Statistical inference in two-stage online controlled experiments with treatment selection and validation

by Alex Deng, Tianxi Li and Yu Guo


WWW 2014, April 7–11, 2014, Seoul, Korea.  PDF.



Online controlled experiments, also called A/B testing, have been established as the mantra for data-driven decision making in many web-facing companies. A/B Testing support decision making by directly comparing two variants at a time. It can be used for comparison between (1) two candidate treatments and (2) a candidate treatment and an established control. In practice, one typically runs an experiment with multiple treatments together with a control to make decision for both purposes simultaneously. This is known to have two issues. First, having multiple treatments increases false positives due to multiple comparison.
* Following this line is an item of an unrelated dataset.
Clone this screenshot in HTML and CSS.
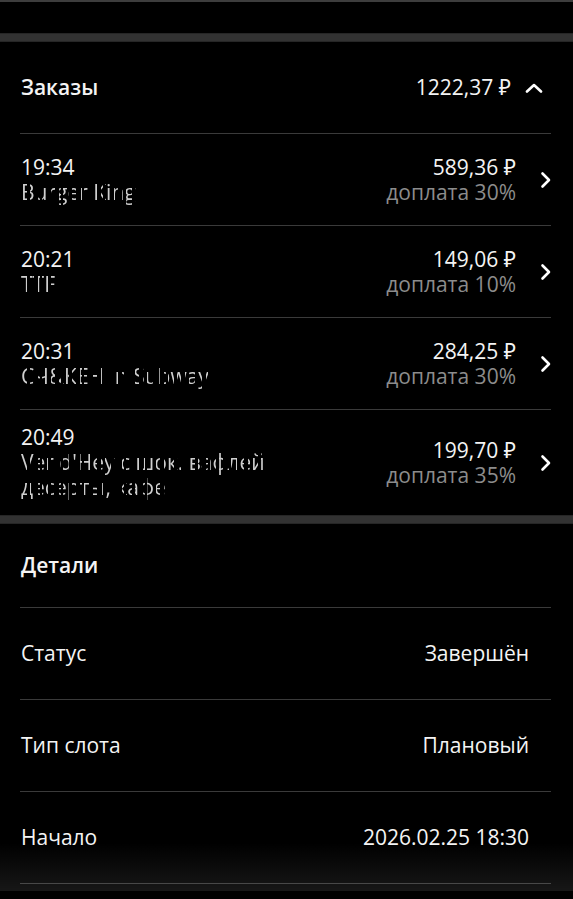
FILE: index.html
```html
<!DOCTYPE html>
<html lang="ru">
<head>
<meta charset="utf-8">
<link rel="stylesheet" href="styles.css">
</head>
<body>
<div class="topline"></div>
<div class="gap"></div>
<div class="band"></div>

<section class="section">
  <div class="head orders-head">
    <span class="title">Заказы</span>
    <span class="total">1222,37 ₽
      <svg class="up" width="18" height="10" viewBox="0 0 18 10"><path d="M2 8.5 L9 2 L16 8.5" fill="none" stroke="#fff" stroke-width="2.6" stroke-linecap="round" stroke-linejoin="round"/></svg>
    </span>
  </div>

  <div class="order">
    <div class="left">
      <div class="time">19:34</div>
      <div class="redacted">Burger King</div>
    </div>
    <div class="right">
      <div class="amount">589,36 ₽</div>
      <div class="extra">доплата 30%</div>
    </div>
    <svg class="chev" width="12" height="18" viewBox="0 0 12 18"><path d="M2.5 2.5 L9 9 L2.5 15.5" fill="none" stroke="#fff" stroke-width="2.6" stroke-linecap="round" stroke-linejoin="round"/></svg>
  </div>

  <div class="order">
    <div class="left">
      <div class="time">20:21</div>
      <div class="redacted">ТТF</div>
    </div>
    <div class="right">
      <div class="amount">149,06 ₽</div>
      <div class="extra">доплата 10%</div>
    </div>
    <svg class="chev" width="12" height="18" viewBox="0 0 12 18"><path d="M2.5 2.5 L9 9 L2.5 15.5" fill="none" stroke="#fff" stroke-width="2.6" stroke-linecap="round" stroke-linejoin="round"/></svg>
  </div>

  <div class="order">
    <div class="left">
      <div class="time">20:31</div>
      <div class="redacted">СЧ&amp;КЕН in Subway</div>
    </div>
    <div class="right">
      <div class="amount">284,25 ₽</div>
      <div class="extra">доплата 30%</div>
    </div>
    <svg class="chev" width="12" height="18" viewBox="0 0 12 18"><path d="M2.5 2.5 L9 9 L2.5 15.5" fill="none" stroke="#fff" stroke-width="2.6" stroke-linecap="round" stroke-linejoin="round"/></svg>
  </div>

  <div class="order last">
    <div class="left">
      <div class="time">20:49</div>
      <div class="redacted">Ver d'Hey с шок. вафлей,<br>десерты, кафе</div>
    </div>
    <div class="right">
      <div class="amount">199,70 ₽</div>
      <div class="extra">доплата 35%</div>
    </div>
    <svg class="chev" width="12" height="18" viewBox="0 0 12 18"><path d="M2.5 2.5 L9 9 L2.5 15.5" fill="none" stroke="#fff" stroke-width="2.6" stroke-linecap="round" stroke-linejoin="round"/></svg>
  </div>
</section>

<div class="band"></div>

<section class="section">
  <div class="head details-head">
    <span class="title">Детали</span>
  </div>
  <div class="detail"><span>Статус</span><span>Завершён</span></div>
  <div class="detail"><span>Тип слота</span><span>Плановый</span></div>
  <div class="detail"><span>Начало</span><span>2026.02.25 18:30</span></div>
</section>

<div class="fade"></div>
<div class="bottom"></div>
</body>
</html>
```

FILE: styles.css
```css
html, body {
  margin: 0;
  padding: 0;
  background: #000;
  overflow: hidden;
}
body {
  font-family: "Open Sans", "Noto Sans", sans-serif;
  font-size: 21px;
  color: #f4f4f4;
  height: 899px;
}
.topline {
  height: 2px;
  background: #3d3d3d;
}
.gap {
  height: 31px;
}
.band {
  height: 9px;
  background: #323232;
  box-shadow: inset 0 1px 0 #262626, inset 0 -1px 0 #262626;
}
.section {
  padding: 0 22px 0 20px;
}
.head {
  display: flex;
  align-items: center;
  justify-content: space-between;
  border-bottom: 1px solid #3a3a3a;
  padding-left: 1px;
  box-sizing: border-box;
}
.orders-head {
  height: 92px;
}
.details-head {
  height: 84px;
}
.title {
  font-weight: 600;
  line-height: 25px;
}
.total {
  display: flex;
  align-items: center;
  gap: 14px;
  line-height: 25px;
  margin-right: 8px;
}
.up {
  display: block;
}
.order {
  display: flex;
  align-items: center;
  min-height: 92px;
  box-sizing: border-box;
  padding: 15px 0 15px 1px;
  border-bottom: 1px solid #3a3a3a;
  line-height: 25px;
}
.order.last {
  border-bottom: none;
}
.left {
  flex: 1;
}
.right {
  text-align: right;
}
.extra {
  color: #8c8c8c;
}
.redacted {
  color: #cfcfcf;
  -webkit-mask-image: repeating-linear-gradient(90deg, #000 0 6px, transparent 6px 9px, #000 9px 13px, transparent 13px 17px, #000 17px 19px, transparent 19px 21px);
  mask-image: repeating-linear-gradient(90deg, #000 0 6px, transparent 6px 9px, #000 9px 13px, transparent 13px 17px, #000 17px 19px, transparent 19px 21px);
}
.chev {
  display: block;
  margin-left: 24px;
  margin-right: -1px;
}
.detail {
  display: flex;
  align-items: center;
  justify-content: space-between;
  height: 92px;
  box-sizing: border-box;
  border-bottom: 1px solid #3a3a3a;
  padding: 0 22px 0 1px;
  line-height: 25px;
}
.fade {
  position: fixed;
  left: 0;
  right: 0;
  bottom: 8px;
  height: 48px;
  background: linear-gradient(to bottom, rgba(255,255,255,0), rgba(255,255,255,0.09));
  pointer-events: none;
}
.bottom {
  position: fixed;
  left: 0;
  right: 0;
  bottom: 0;
  height: 8px;
  background: #000;
}
```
Second, the selection process causes an upward bias in estimated effect size of the best observed treatment. To overcome these two issues, a two stage process is recommended, in which we select the best treatment from the first screening stage and then run the same experiment with only the selected best treatment and the control in the validation stage. Traditional application of this two-stage design often focus only on results from the second stage. In this paper, we propose a general methodology for combining the first screening stage data together with validation stage data for more sensitive hypothesis testing and more accurate point estimation of the treatment effect. Our method is widely applicable to existing online controlled experimentation systems.